Primeiro começámos por capturar e libertar 4 fêmeas e o jovem macho na Cangandala, e numa etapa posterior tínhamos duas fêmeas de um ano esperando pelo grande macho, para que pudessem ser libetrados juntos. Entre o local de aterragem do helicóptero militar e a boma, os animais eram transportados numa carrinha pick-up. Contudo, e não estando esta disponível no primeiro transporte, o plano B acabou por ser o transporte de duas fêmeas e o macho de 2 anos na traseira do meu Land Cruiser... eu não acreditaria ser possível se não tivesse visto, mas agora tenho um par de buracos no tecto como recordação!

Trazer o Ivan foi uma tarefa e peras. Depois de uma perseguição trabalhosa ele acabou por cair numa zona fechada e a 300 metros da anhara (clareira) mais próxima. Considerando o seu enorme tamanho e o terreno complicado não seria possível ao Barney içá-lo com o seu Hughes 500. A alternativa foi trazer o helicóptero militar para aterrar na anhara com uma equipa de apoio. Foram precisos 10 homens e um enorme esforço para carregar o macho numa maca ao longo daquelkes 300 metros de longo capim moribundo, morros de térmitas escondidas e árvores caídas.
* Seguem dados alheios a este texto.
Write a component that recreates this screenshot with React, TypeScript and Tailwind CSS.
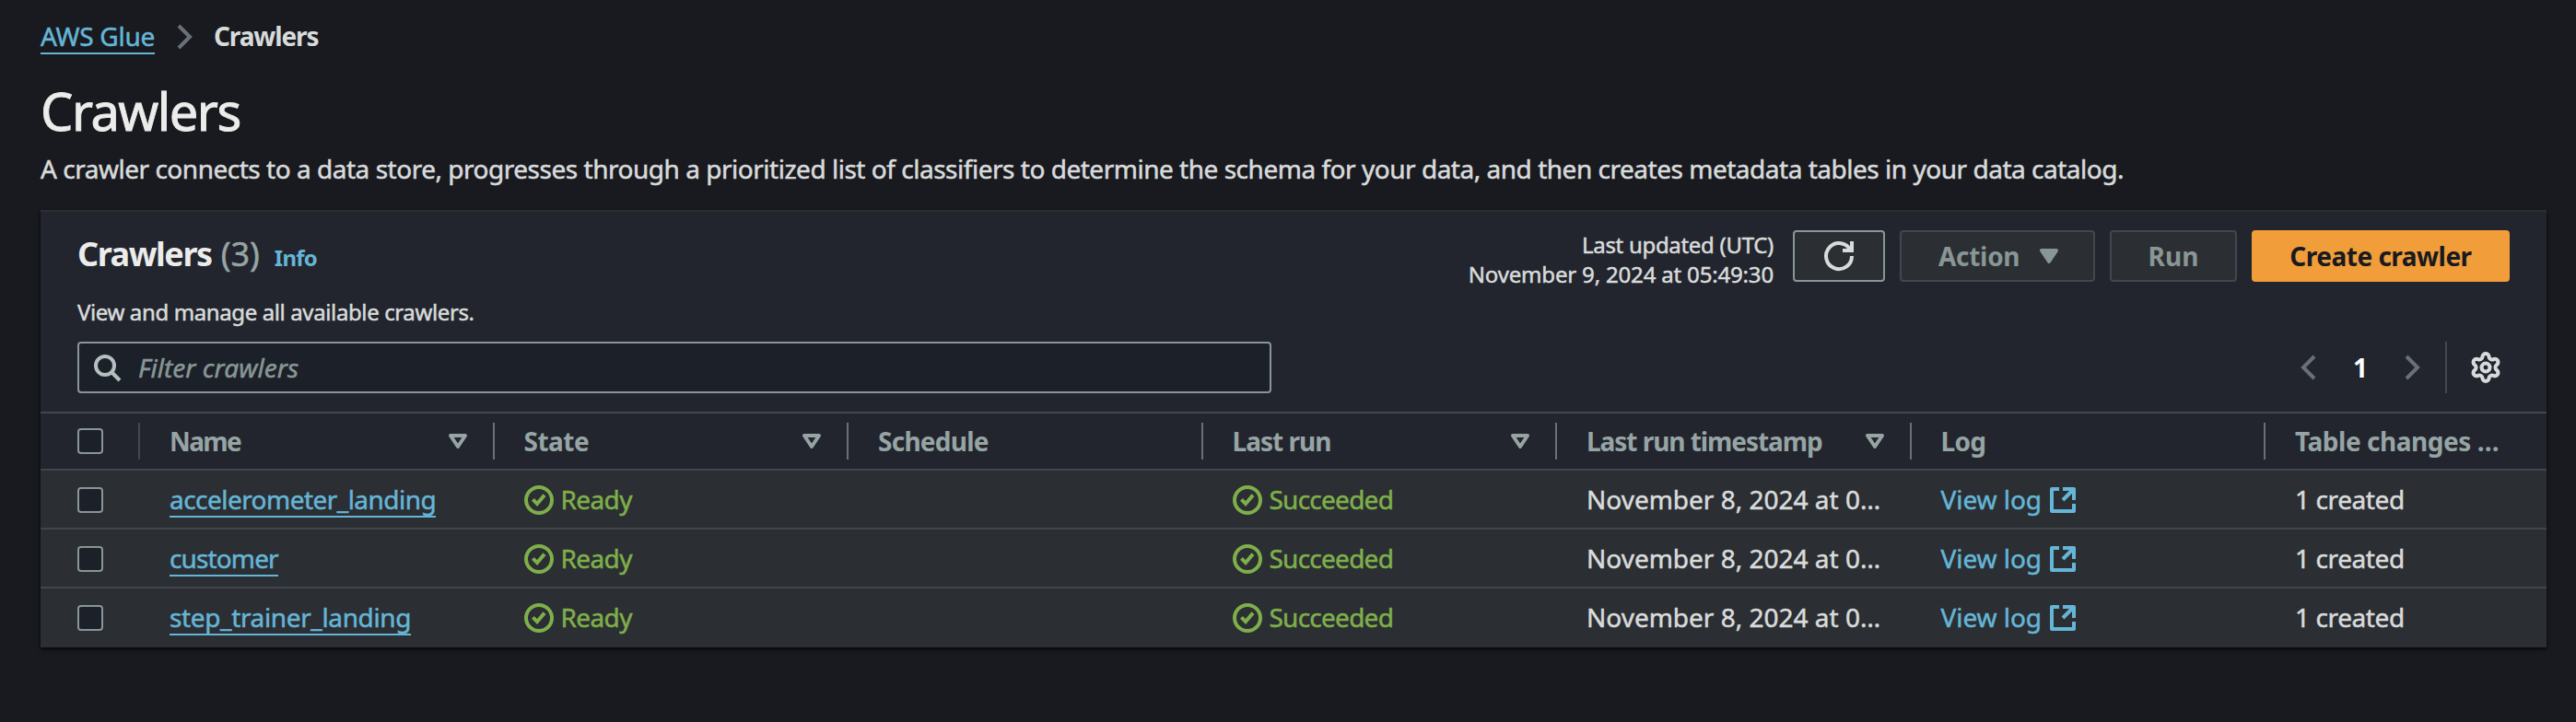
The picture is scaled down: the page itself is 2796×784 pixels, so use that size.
import type { ReactNode } from "react";
import { Settings } from "lucide-react";

function Icon({ children, className = "", fill = "none" }: { children: ReactNode; className?: string; fill?: string }) {
  return (
    <svg viewBox="0 0 16 16" className={`block size-8 shrink-0 overflow-visible ${className}`} fill={fill} stroke="currentColor" strokeWidth="2">
      {children}
    </svg>
  );
}

const AngleRight = ({ className = "" }) => (
  <Icon className={className}>
    <path d="m5 2 6 6-6 6" />
  </Icon>
);
const AngleLeft = ({ className = "" }) => (
  <Icon className={className}>
    <path d="M11 2 5 8l6 6" />
  </Icon>
);
const Caret = ({ className = "", filled = false }) => (
  <Icon className={className} fill={filled ? "currentColor" : "none"}>
    <path d="M4 5h8l-4 6-4-6Z" strokeLinejoin="round" />
  </Icon>
);
const StatusOk = () => (
  <Icon className="mt-[2px]">
    <circle cx="8" cy="8" r="7" />
    <path d="m4.7 7.7 2.3 2.3 4-4.7" />
  </Icon>
);
const External = () => (
  <Icon className="mt-[2px]">
    <path d="M6 2H2v12h12v-4" strokeLinejoin="round" />
    <path d="M8 2h6v6" strokeLinejoin="round" />
    <path d="M14 2 8 8" />
  </Icon>
);

function Checkbox({ className = "" }) {
  return <span className={`block size-7 rounded-[4px] border-2 border-[#889695] bg-[#1c2029] ${className}`} />;
}

const GRID = "grid grid-cols-[106px_384.5px_384.5px_384.5px_384.5px_384.5px_384.5px_1fr]";

const BOLD = "font-bold [-webkit-text-stroke:0]";

const COLUMNS = [
  { label: "Name", sortable: true, tracking: "tracking-[-1.6px]" },
  { label: "State", sortable: true, tracking: "tracking-[-0.5px]" },
  { label: "Schedule", sortable: false, tracking: "tracking-[-0.75px]" },
  { label: "Last run", sortable: true, tracking: "tracking-[-1px]" },
  { label: "Last run timestamp", sortable: true, tracking: "tracking-[-1.05px]" },
  { label: "Log", sortable: false, tracking: "tracking-[-0.7px]" },
  { label: "Table changes …", sortable: false, tracking: "tracking-[-0.45px]" },
];

const ROWS = [
  { name: "accelerometer_landing", tracking: "tracking-[-0.54px]" },
  { name: "customer", tracking: "tracking-[-0.87px]" },
  { name: "step_trainer_landing", tracking: "tracking-[-0.36px]" },
];

function Row({ name, tracking, last }: { name: string; tracking: string; last: boolean }) {
  return (
    <div className={`${GRID} h-16 items-center bg-[#2b2e32] text-[28px] leading-10 whitespace-nowrap ${last ? "pb-[2px]" : "border-b-2 border-[#42464e]"}`}>
      <div className="pt-[2px] pl-10">
        <Checkbox />
      </div>
      <div className="flex pl-[34px]">
        <a className={`h-10 border-b-2 border-[#65b5d6] text-[#65b5d6] ${tracking}`}>{name}</a>
      </div>
      <div className="flex items-center gap-2 pl-[34px] text-[#7eaf4b]">
        <StatusOk />
        <span className="tracking-[-0.6px]">Ready</span>
      </div>
      <div />
      <div className="flex items-center gap-2 pl-[34px] text-[#7eaf4b]">
        <StatusOk />
        <span className="tracking-[-0.75px]">Succeeded</span>
      </div>
      <div className="pl-[34px]">November 8, 2024 at 0…</div>
      <div className="flex items-center gap-[7px] pl-[34px] text-[#65b5d6]">
        <span className="tracking-[-0.05px]">View log</span>
        <External />
      </div>
      <div className="pl-[34px] tracking-[-0.4px]">1 created</div>
    </div>
  );
}

export default function App() {
  return (
    <div className="h-[784px] w-[2796px] overflow-hidden bg-[#191a1f] pr-8 pl-11 font-['Noto_Sans',sans-serif] text-[#d8dbdb] [-webkit-text-stroke:0.5px]">
      <nav className="flex h-[59px] items-end text-[28px] leading-10">
        <a className="h-10 border-b-2 border-[#65b5d6] tracking-[-0.28px] text-[#65b5d6]">AWS Glue</a>
        <AngleRight className="mb-[3px] ml-4 text-[#68707a]" />
        <span className={`ml-4 tracking-[-1.1px] ${BOLD}`}>Crawlers</span>
      </nav>
      <h1 className="mt-[29px] text-[56px] leading-[64px] tracking-[-1.5px] text-[#ececeb] [-webkit-text-stroke:0.9px]">Crawlers</h1>
      <p className="mt-[11px] text-[28px] leading-10 tracking-[-0.48px] whitespace-nowrap">
        A crawler connects to a data store, progresses through a prioritized list of classifiers to determine the schema for your data, and then creates metadata tables in your data catalog.
      </p>

      <section className="mt-[25px] h-[475px] w-[2720px] border-t-2 border-[#2b2e32] bg-[#22252d] shadow-[0_2px_4px_rgba(0,0,0,0.8)]">
        <div className="flex h-[141px] justify-between pr-10 pl-10">
          <div className="pt-6">
            <div className="flex h-[44px] items-baseline leading-[44px]">
              <h2 className={`text-[36px] leading-[44px] tracking-[-1.45px] text-[#ececeb] ${BOLD}`}>Crawlers</h2>
              <span className="ml-[10px] text-[36px] text-[#96a4a4]">(3)</span>
              <a className={`ml-[16px] text-[24px] tracking-[-0.8px] text-[#65b5d6] ${BOLD}`}>Info</a>
            </div>
            <p className="mt-[23px] text-[24px] leading-9 tracking-[-0.38px]">View and manage all available crawlers.</p>
          </div>
          <div className={`flex items-start gap-4 pt-5 text-[28px] ${BOLD}`}>
            <div className="mr-[5px] text-right text-[24px] leading-8 font-normal tracking-[-0.17px] [-webkit-text-stroke:0.5px]">
              <div className="tracking-[-0.3px]">Last updated (UTC)</div>
              <div>November 9, 2024 at 05:49:30</div>
            </div>
            <button className="flex h-14 w-[100px] items-center justify-center rounded-[4px] border-2 border-[#889695] bg-[#2b2e32]">
              <Icon>
                <path d="M10 5h5V0" />
                <path d="M15 8a7 7 0 1 1-.7-3" />
              </Icon>
            </button>
            <button className="flex h-14 w-[212px] items-center rounded-[4px] border-2 border-[#42464e] bg-[#2b2e32] pl-10 text-[#889695]">
              <span className="w-[104px] text-left tracking-[-0.3px]">Action</span>
              <Caret filled />
            </button>
            <button className="flex h-14 w-[138px] items-center justify-center rounded-[4px] border-2 border-[#42464e] bg-[#2b2e32] text-[#889695]">Run</button>
            <button className="flex h-14 w-[280px] items-center justify-center rounded-[4px] bg-[#f09d3a] tracking-[-0.5px] text-[#191a1f]">Create crawler</button>
          </div>
        </div>

        <div className="flex h-14 items-center justify-between pr-[49px] pl-10">
          <div className="flex h-14 w-[1296px] items-center rounded-[4px] border-2 border-[#889695] bg-[#1c2029] pl-[14px]">
            <Icon className="text-[#b4bfbf]">
              <circle cx="7" cy="7" r="5" />
              <path d="m10.5 10.5 4.5 4.5" />
            </Icon>
            <span className="ml-[18px] text-[28px] tracking-[0.05px] text-[#889695] italic">Filter crawlers</span>
          </div>
          <div className="flex h-14 items-center">
            <AngleLeft className="text-[#68707a]" />
            <span className={`w-20 text-center text-[28px] text-white ${BOLD}`}>1</span>
            <AngleRight className="text-[#68707a]" />
            <span className="ml-5 h-14 w-[2px] bg-[#42464e]" />
            <Settings className="-mr-px ml-6" size={36} strokeWidth={2.7} />
          </div>
        </div>

        <div className={`${GRID} mt-5 h-16 items-center border-y-2 border-[#42464e] text-[28px] text-[#96a4a4] ${BOLD}`}>
          <div className="pl-10">
            <Checkbox />
          </div>
          {COLUMNS.map((c, i) => (
            <div key={c.label} className={`flex h-10 items-center justify-between border-l-2 pr-[22px] pl-8 whitespace-nowrap ${i === 0 ? "border-[#42464e]" : "border-[#68707a]"}`}>
              <span className={c.tracking}>{c.label}</span>
              {c.sortable && <Caret />}
            </div>
          ))}
        </div>

        {ROWS.map((r, i) => (
          <Row key={r.name} name={r.name} tracking={r.tracking} last={i === ROWS.length - 1} />
        ))}
      </section>
    </div>
  );
}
É uma pena que não tenhamos podido pesar o grande macho, mas a maior parte do pessoal concordou que poderia bem ultrapassar os 300 kg!

Uma vez dentro da boma e junto das duas jovens fêmeas esperávamos mantê-lo pelo menos por 24 horas, talvez até por 48 horas se ele já tivesse relaxado bem... Bem, o Ivan depressa começou a partir as paredes de madeira da cobertura interior e depois abriu um buraco através da cortina plástica da primeira porta. Quando se tornou claro que não poderíamos mantê-lo por mais tempo, fomos forçados a abrir a porta exterior e deixá-lo sair com as meninas, apenas algumas horas após ter chegado. É uma rica peça este Ivan o Terrível! Começámos logo ali a pensar se teria de facto sido a nossa melhor escolha...

De qualquer forma a operação foi um enorme sucesso. Conseguimos estabelecer um novo grupo reprodutor na Cangandala, incluindo um novo macho reprodutor e seis jovens fêmeas. Muito embora três destas fêmeas sejam ainda muito novas para reproduzir este ano, pois apenas poderão ter a primeira cria em 2013, mas a sua tenra idade poderá assegurar uma rápida e fácil adaptação e devemos esperar delas uma longa vida de reprodução. Elas são certamente o complemento ideal à actual manada com fêmeas de idade já avançada e reprodução abaixo do esperado.

Em termos de outra fauna avistada, a primeira menção vai para as palancas vermelhas. Encontrámos de facto várias manadas, com destaque para uma com 26 animais no Luando e outra com 18 na Cangandala. Estes podem considerar-se como grandes grupos, até porque as palancas vermelhas são animais muito menos sociáveis que as palancas negras. Contrastando com as palancas negras, as manadas de vermelhas parecem também estar muito melhor equilibradas com bastantes indivíduos nas diferentes classes etárias.

Capturámos duas joven palancas vermelhas e marcámo-las com coleiras. O plano era depois capturar e trazer um pequeno contingente de jovens palancas vermelhas e transportá-las para o Parque da Kissama onde esta espécie chegou a ser abundante mas encontra-se hoje extinta. Os animais seriam levados para a Kissama por via terrestre num camião militar e um contentor próprio já tinha sido doado e personalizado para esta tarefa.

Infelizmente esta parte da operação foi temporariamente bloqueada devido a má comunicação entre agências Governamentais, e quando finalmente obtivemos a luz verde, era já demasiado tarde para a executar. Este falhanço constituiu uma desilusão mas podemos ainda fazê-la no futuro, quem sabe até no próximo ano. Pelo menos sabemos ter disponíveis ainda muitas palancas vermelhas e onde encontrá-las.

Não conseguimos localizer nem búfalos (pacassas) nem gungas, mas por outro lado fui recompensado ao ver e fotografar oribis e songues – duas espécies que ainda não tinha conseguido ver no Luando. E pude também tirar boas fotos do sempre desconfiado e misterioso cefalofo-de-garupa-amarela ou Chikuma.

Uma menção final para o facto que a equipa que teve de passar algumas noites acampada no Luando junto da boma para guardar as palancas em trânsito, deparou-se com leões que rugiram durante várias noites ao redor do acampamento. O Ary em particular passou algumas noites em branco, mas voltou com umas boas estórias para contar!